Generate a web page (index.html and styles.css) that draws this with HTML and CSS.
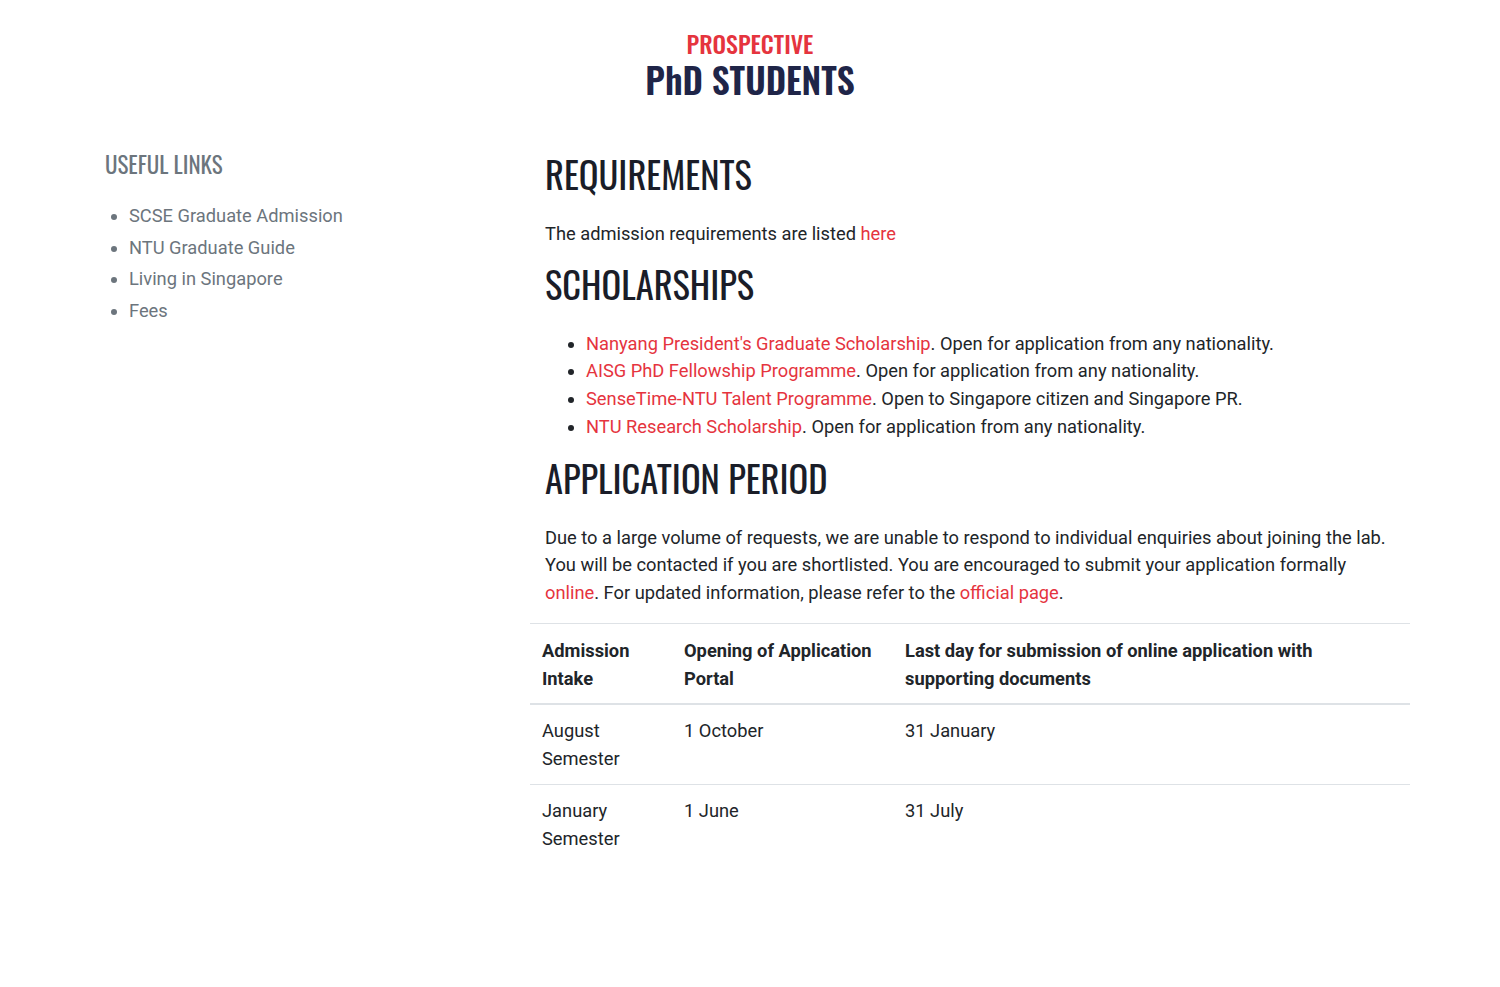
FILE: index.html
```html
<!DOCTYPE html>
<html lang="en">
<head>
<meta charset="utf-8">
<title>Prospective PhD Students</title>
<link rel="stylesheet" href="styles.css">
</head>
<body>
<header class="page-header">
  <div class="kicker">PROSPECTIVE</div>
  <h1 class="page-title">PhD STUDENTS</h1>
</header>
<div class="container">
  <aside class="sidebar">
    <h3 class="side-title">USEFUL LINKS</h3>
    <ul class="side-list">
      <li><a href="#">SCSE Graduate Admission</a></li>
      <li><a href="#">NTU Graduate Guide</a></li>
      <li><a href="#">Living in Singapore</a></li>
      <li><a href="#">Fees</a></li>
    </ul>
  </aside>
  <main class="main">
    <h2 class="section-title">REQUIREMENTS</h2>
    <p>The admission requirements are listed <a href="#">here</a></p>
    <h2 class="section-title">SCHOLARSHIPS</h2>
    <ul class="bullets">
      <li><a href="#">Nanyang President's Graduate Scholarship</a>. Open for application from any nationality.</li>
      <li><a href="#">AISG PhD Fellowship Programme</a>. Open for application from any nationality.</li>
      <li><a href="#">SenseTime-NTU Talent Programme</a>. Open to Singapore citizen and Singapore PR.</li>
      <li><a href="#">NTU Research Scholarship</a>. Open for application from any nationality.</li>
    </ul>
    <h2 class="section-title">APPLICATION PERIOD</h2>
    <p>Due to a large volume of requests, we are unable to respond to individual enquiries about joining the lab. You will be contacted if you are shortlisted. You are encouraged to submit your application formally <a href="#">online</a>. For updated information, please refer to the <a href="#">official page</a>.</p>
    <table class="intake">
      <thead>
        <tr>
          <th class="c1">Admission Intake</th>
          <th class="c2">Opening of Application Portal</th>
          <th>Last day for submission of online application with supporting documents</th>
        </tr>
      </thead>
      <tbody>
        <tr><td>August Semester</td><td>1 October</td><td>31 January</td></tr>
        <tr><td>January Semester</td><td>1 June</td><td>31 July</td></tr>
      </tbody>
    </table>
  </main>
</div>
</body>
</html>
```
FILE: styles.css
```css
* { box-sizing: border-box; }
body {
  margin: 0;
  background: #fff;
  font-family: Roboto, "Liberation Sans", sans-serif;
  font-size: 18.3px;
  line-height: 27.5px;
  color: #212529;
}
a { color: #e5343e; text-decoration: none; }
.page-header {
  text-align: center;
  padding-top: 30px;
}
.kicker, .page-title, .side-title, .section-title {
  font-family: Oswald, "Liberation Sans Narrow", "DejaVu Sans Condensed", sans-serif;
  font-weight: 400;
}
.kicker {
  color: #e5343e;
  font-size: 24px;
  line-height: 26px;
  font-weight: 500;
}
.page-title {
  margin: 2px 0 0;
  color: #1f2548;
  font-size: 35.5px;
  line-height: 42px;
  font-weight: 600;
}
.container {
  max-width: 1320px;
  margin: 0 auto;
  display: grid;
  grid-template-columns: 440px 880px;
  padding-top: 52px;
}
.sidebar { padding: 0 15px; }
.side-title {
  margin: 0 0 24px;
  color: #6c757d;
  font-size: 23px;
  line-height: 24px;
}
.side-list {
  margin: 0;
  padding-left: 24px;
  color: #6c757d;
  line-height: 31.6px;
}
.side-list a { color: #6c757d; }
.main { padding: 0 15px; }
.section-title {
  margin: 0 0 24px;
  color: #1a1d28;
  font-size: 36.5px;
  line-height: 44px;
}
.main p { margin: 0 0 14px; }
.bullets { margin: 0 0 15.5px; padding-left: 41px; line-height: 27.67px; }
.intake {
  margin: 17px -15px 0;
  width: 880px;
  border-collapse: collapse;
  color: #212529;
}
.intake th, .intake td {
  text-align: left;
  vertical-align: top;
  padding: 12px;
  border-top: 1px solid #dee2e6;
}
.intake th {
  font-weight: 700;
  padding: 13px 12px 11px;
  border-bottom: 2px solid #dee2e6;
}
.intake .c1 { width: 142px; }
.intake .c2 { width: 221px; }
```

• • • • •

- [Prompt] Retype the whole listing, keeping every line identical and omitting all pictures.

- [Finished answer]
Generate a web page (index.html and styles.css) that draws this with HTML and CSS.
FILE: index.html
```html
<!DOCTYPE html>
<html lang="en">
<head>
<meta charset="utf-8">
<title>Prospective PhD Students</title>
<link rel="stylesheet" href="styles.css">
</head>
<body>
<header class="page-header">
  <div class="kicker">PROSPECTIVE</div>
  <h1 class="page-title">PhD STUDENTS</h1>
</header>
<div class="container">
  <aside class="sidebar">
    <h3 class="side-title">USEFUL LINKS</h3>
    <ul class="side-list">
      <li><a href="#">SCSE Graduate Admission</a></li>
      <li><a href="#">NTU Graduate Guide</a></li>
      <li><a href="#">Living in Singapore</a></li>
      <li><a href="#">Fees</a></li>
    </ul>
  </aside>
  <main class="main">
    <h2 class="section-title">REQUIREMENTS</h2>
    <p>The admission requirements are listed <a href="#">here</a></p>
    <h2 class="section-title">SCHOLARSHIPS</h2>
    <ul class="bullets">
      <li><a href="#">Nanyang President's Graduate Scholarship</a>. Open for application from any nationality.</li>
      <li><a href="#">AISG PhD Fellowship Programme</a>. Open for application from any nationality.</li>
      <li><a href="#">SenseTime-NTU Talent Programme</a>. Open to Singapore citizen and Singapore PR.</li>
      <li><a href="#">NTU Research Scholarship</a>. Open for application from any nationality.</li>
    </ul>
    <h2 class="section-title">APPLICATION PERIOD</h2>
    <p>Due to a large volume of requests, we are unable to respond to individual enquiries about joining the lab. You will be contacted if you are shortlisted. You are encouraged to submit your application formally <a href="#">online</a>. For updated information, please refer to the <a href="#">official page</a>.</p>
    <table class="intake">
      <thead>
        <tr>
          <th class="c1">Admission Intake</th>
          <th class="c2">Opening of Application Portal</th>
          <th>Last day for submission of online application with supporting documents</th>
        </tr>
      </thead>
      <tbody>
        <tr><td>August Semester</td><td>1 October</td><td>31 January</td></tr>
        <tr><td>January Semester</td><td>1 June</td><td>31 July</td></tr>
      </tbody>
    </table>
  </main>
</div>
</body>
</html>
```
FILE: styles.css
```css
* { box-sizing: border-box; }
body {
  margin: 0;
  background: #fff;
  font-family: Roboto, "Liberation Sans", sans-serif;
  font-size: 18.3px;
  line-height: 27.5px;
  color: #212529;
}
a { color: #e5343e; text-decoration: none; }
.page-header {
  text-align: center;
  padding-top: 30px;
}
.kicker, .page-title, .side-title, .section-title {
  font-family: Oswald, "Liberation Sans Narrow", "DejaVu Sans Condensed", sans-serif;
  font-weight: 400;
}
.kicker {
  color: #e5343e;
  font-size: 24px;
  line-height: 26px;
  font-weight: 500;
}
.page-title {
  margin: 2px 0 0;
  color: #1f2548;
  font-size: 35.5px;
  line-height: 42px;
  font-weight: 600;
}
.container {
  max-width: 1320px;
  margin: 0 auto;
  display: grid;
  grid-template-columns: 440px 880px;
  padding-top: 52px;
}
.sidebar { padding: 0 15px; }
.side-title {
  margin: 0 0 24px;
  color: #6c757d;
  font-size: 23px;
  line-height: 24px;
}
.side-list {
  margin: 0;
  padding-left: 24px;
  color: #6c757d;
  line-height: 31.6px;
}
.side-list a { color: #6c757d; }
.main { padding: 0 15px; }
.section-title {
  margin: 0 0 24px;
  color: #1a1d28;
  font-size: 36.5px;
  line-height: 44px;
}
.main p { margin: 0 0 14px; }
.bullets { margin: 0 0 15.5px; padding-left: 41px; line-height: 27.67px; }
.intake {
  margin: 17px -15px 0;
  width: 880px;
  border-collapse: collapse;
  color: #212529;
}
.intake th, .intake td {
  text-align: left;
  vertical-align: top;
  padding: 12px;
  border-top: 1px solid #dee2e6;
}
.intake th {
  font-weight: 700;
  padding: 13px 12px 11px;
  border-bottom: 2px solid #dee2e6;
}
.intake .c1 { width: 142px; }
.intake .c2 { width: 221px; }
```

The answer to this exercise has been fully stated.